• [What you have to do]:
Return precisely the span of lines from the top of the material below to the line containing "const displayed = ['Name', 'Size', 'Attributes', 'Modification", both included. Pictures are excluded.

• [Record extracts]:
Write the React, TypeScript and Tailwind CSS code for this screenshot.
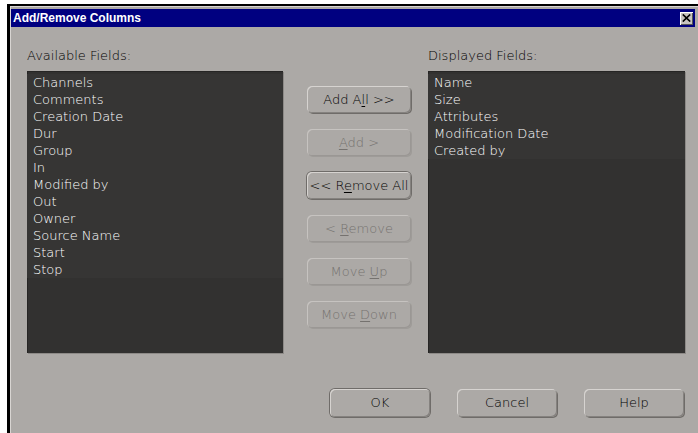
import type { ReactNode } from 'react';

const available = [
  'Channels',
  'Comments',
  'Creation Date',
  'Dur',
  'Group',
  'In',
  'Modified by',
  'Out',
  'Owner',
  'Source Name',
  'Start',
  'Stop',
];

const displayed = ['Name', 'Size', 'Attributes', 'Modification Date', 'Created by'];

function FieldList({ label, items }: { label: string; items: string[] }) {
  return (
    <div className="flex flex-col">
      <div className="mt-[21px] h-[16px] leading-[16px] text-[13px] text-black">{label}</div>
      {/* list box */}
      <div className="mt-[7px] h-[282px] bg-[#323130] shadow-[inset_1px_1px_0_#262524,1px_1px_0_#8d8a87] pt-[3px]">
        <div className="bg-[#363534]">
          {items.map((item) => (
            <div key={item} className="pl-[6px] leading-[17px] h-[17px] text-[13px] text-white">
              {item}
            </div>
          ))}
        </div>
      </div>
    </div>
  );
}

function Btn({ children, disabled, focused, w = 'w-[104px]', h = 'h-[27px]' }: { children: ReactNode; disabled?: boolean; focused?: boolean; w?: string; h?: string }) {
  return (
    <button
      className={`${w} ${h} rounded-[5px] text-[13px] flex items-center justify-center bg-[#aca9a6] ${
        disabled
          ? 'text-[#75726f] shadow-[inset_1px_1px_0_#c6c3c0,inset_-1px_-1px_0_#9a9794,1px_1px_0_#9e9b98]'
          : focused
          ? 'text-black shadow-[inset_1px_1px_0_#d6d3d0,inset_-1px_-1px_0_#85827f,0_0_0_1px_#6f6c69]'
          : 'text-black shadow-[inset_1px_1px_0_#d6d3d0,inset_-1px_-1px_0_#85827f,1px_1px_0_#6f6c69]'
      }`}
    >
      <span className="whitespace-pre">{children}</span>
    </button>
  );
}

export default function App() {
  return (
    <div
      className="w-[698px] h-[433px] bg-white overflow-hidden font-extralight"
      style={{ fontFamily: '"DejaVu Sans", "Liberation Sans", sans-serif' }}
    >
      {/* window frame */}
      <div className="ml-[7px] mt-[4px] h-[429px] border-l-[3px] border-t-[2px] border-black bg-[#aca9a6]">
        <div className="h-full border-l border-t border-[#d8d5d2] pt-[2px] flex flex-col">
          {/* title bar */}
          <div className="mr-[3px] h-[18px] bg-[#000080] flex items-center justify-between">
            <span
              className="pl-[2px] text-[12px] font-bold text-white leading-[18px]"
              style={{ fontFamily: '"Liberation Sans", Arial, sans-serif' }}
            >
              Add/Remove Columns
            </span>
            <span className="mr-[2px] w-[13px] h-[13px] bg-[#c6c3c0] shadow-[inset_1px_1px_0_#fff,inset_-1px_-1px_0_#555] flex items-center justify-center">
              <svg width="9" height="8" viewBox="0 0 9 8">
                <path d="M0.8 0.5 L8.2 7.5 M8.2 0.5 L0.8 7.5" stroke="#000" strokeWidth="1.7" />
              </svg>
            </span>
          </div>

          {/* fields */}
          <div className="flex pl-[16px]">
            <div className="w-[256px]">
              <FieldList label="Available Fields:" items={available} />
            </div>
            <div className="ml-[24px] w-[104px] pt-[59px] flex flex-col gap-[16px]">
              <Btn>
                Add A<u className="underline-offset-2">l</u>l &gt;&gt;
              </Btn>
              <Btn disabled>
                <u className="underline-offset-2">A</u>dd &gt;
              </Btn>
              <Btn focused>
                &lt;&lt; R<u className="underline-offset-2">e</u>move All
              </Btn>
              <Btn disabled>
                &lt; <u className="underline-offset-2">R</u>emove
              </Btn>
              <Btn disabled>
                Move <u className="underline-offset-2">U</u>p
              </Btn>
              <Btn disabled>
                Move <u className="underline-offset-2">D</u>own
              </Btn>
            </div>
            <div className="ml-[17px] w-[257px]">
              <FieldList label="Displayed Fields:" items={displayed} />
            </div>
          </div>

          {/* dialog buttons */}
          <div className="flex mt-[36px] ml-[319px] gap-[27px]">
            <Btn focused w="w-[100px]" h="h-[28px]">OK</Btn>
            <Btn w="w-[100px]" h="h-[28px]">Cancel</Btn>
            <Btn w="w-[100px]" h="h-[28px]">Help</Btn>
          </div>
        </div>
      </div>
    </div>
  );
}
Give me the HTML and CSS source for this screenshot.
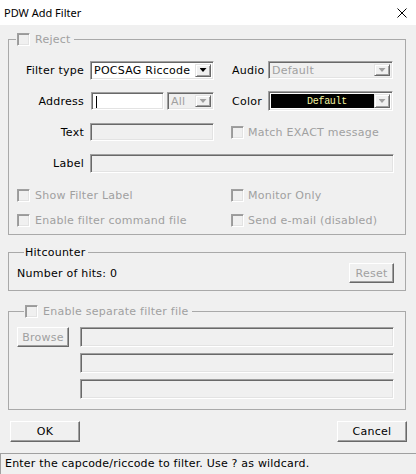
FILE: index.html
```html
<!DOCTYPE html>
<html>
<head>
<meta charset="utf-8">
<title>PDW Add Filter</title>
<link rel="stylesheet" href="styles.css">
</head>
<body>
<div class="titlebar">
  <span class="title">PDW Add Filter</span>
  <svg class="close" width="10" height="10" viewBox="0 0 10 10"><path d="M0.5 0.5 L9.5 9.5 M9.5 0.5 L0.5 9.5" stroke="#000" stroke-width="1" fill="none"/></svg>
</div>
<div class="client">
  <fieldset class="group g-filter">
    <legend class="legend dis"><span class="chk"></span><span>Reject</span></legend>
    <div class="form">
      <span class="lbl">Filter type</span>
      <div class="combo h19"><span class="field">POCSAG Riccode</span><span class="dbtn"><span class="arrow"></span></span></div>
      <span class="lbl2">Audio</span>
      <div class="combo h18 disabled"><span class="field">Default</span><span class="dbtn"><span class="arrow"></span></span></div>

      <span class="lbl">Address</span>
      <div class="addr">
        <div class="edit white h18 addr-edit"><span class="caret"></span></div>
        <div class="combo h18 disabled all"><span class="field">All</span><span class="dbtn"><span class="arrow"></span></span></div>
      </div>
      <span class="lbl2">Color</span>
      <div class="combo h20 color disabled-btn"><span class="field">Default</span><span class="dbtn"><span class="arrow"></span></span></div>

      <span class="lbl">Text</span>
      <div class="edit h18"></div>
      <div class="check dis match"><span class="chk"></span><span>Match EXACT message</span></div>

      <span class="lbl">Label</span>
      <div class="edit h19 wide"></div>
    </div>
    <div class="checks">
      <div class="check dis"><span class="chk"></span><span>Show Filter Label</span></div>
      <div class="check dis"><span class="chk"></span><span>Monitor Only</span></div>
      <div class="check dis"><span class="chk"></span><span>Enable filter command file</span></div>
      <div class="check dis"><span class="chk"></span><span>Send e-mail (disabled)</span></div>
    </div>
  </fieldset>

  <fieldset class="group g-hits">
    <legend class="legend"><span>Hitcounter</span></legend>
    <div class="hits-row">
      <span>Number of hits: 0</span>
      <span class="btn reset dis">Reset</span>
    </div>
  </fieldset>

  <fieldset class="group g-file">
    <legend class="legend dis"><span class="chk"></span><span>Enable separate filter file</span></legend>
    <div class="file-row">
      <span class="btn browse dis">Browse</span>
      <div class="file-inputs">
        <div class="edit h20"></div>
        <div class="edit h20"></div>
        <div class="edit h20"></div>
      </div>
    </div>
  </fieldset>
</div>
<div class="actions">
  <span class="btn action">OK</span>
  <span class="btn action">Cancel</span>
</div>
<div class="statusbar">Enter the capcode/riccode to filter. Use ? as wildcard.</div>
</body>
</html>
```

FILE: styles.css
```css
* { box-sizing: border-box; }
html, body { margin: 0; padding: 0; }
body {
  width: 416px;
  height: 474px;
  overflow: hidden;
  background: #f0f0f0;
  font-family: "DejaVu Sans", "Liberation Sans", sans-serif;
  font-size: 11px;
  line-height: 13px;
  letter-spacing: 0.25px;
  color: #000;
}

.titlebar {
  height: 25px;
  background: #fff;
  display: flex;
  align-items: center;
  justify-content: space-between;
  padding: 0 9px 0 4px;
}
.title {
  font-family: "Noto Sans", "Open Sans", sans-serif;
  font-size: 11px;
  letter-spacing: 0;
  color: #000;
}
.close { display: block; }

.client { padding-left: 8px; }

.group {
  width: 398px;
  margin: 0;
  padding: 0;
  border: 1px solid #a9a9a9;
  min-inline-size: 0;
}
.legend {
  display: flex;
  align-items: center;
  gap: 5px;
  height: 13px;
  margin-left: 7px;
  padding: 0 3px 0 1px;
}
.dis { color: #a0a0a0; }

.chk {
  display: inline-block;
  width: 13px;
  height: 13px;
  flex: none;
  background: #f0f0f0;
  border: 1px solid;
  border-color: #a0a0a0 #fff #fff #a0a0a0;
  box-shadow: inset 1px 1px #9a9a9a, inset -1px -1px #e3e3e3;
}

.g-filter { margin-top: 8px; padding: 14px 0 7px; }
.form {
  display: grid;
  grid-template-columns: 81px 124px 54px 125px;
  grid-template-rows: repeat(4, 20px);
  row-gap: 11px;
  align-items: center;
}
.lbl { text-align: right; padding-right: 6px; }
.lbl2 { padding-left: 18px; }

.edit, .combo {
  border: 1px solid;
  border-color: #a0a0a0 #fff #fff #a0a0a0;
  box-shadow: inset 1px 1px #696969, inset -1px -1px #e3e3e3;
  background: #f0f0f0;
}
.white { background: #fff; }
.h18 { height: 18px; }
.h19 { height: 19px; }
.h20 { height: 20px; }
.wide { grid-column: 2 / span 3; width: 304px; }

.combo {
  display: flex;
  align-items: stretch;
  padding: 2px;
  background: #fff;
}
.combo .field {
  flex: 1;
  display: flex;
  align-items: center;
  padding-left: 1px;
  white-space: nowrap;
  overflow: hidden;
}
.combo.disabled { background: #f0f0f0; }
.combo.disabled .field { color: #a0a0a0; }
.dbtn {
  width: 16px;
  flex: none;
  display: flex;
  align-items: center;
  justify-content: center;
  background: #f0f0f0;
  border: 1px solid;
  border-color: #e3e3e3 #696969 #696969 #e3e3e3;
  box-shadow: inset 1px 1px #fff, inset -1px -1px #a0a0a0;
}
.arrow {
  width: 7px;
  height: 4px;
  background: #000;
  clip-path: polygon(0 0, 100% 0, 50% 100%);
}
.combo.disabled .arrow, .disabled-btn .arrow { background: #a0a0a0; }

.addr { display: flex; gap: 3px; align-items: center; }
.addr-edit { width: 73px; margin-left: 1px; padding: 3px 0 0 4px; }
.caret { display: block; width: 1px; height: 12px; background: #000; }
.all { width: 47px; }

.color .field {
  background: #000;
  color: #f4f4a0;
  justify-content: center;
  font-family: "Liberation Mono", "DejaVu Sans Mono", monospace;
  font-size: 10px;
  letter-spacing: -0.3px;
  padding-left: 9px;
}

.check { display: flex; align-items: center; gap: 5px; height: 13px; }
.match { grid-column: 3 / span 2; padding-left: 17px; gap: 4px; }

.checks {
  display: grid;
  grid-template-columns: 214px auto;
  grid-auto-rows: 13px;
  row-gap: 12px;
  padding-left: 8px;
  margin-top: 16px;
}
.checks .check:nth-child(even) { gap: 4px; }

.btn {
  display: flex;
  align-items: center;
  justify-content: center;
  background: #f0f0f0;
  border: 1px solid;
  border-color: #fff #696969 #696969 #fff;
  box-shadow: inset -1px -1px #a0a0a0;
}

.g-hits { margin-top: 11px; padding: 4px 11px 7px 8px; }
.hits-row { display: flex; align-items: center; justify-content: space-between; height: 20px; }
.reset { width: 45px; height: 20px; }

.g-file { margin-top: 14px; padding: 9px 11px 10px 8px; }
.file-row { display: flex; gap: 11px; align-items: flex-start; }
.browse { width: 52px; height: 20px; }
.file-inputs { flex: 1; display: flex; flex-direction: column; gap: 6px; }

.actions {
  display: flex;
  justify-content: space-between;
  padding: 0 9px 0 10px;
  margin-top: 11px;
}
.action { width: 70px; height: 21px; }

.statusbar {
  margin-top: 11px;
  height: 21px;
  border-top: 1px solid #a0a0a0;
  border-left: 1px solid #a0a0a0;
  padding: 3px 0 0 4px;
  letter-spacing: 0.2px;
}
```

• [Result below]:
Write the React, TypeScript and Tailwind CSS code for this screenshot.
import type { ReactNode } from 'react';

const available = [
  'Channels',
  'Comments',
  'Creation Date',
  'Dur',
  'Group',
  'In',
  'Modified by',
  'Out',
  'Owner',
  'Source Name',
  'Start',
  'Stop',
];

const displayed = ['Name', 'Size', 'Attributes', 'Modification Date', 'Created by'];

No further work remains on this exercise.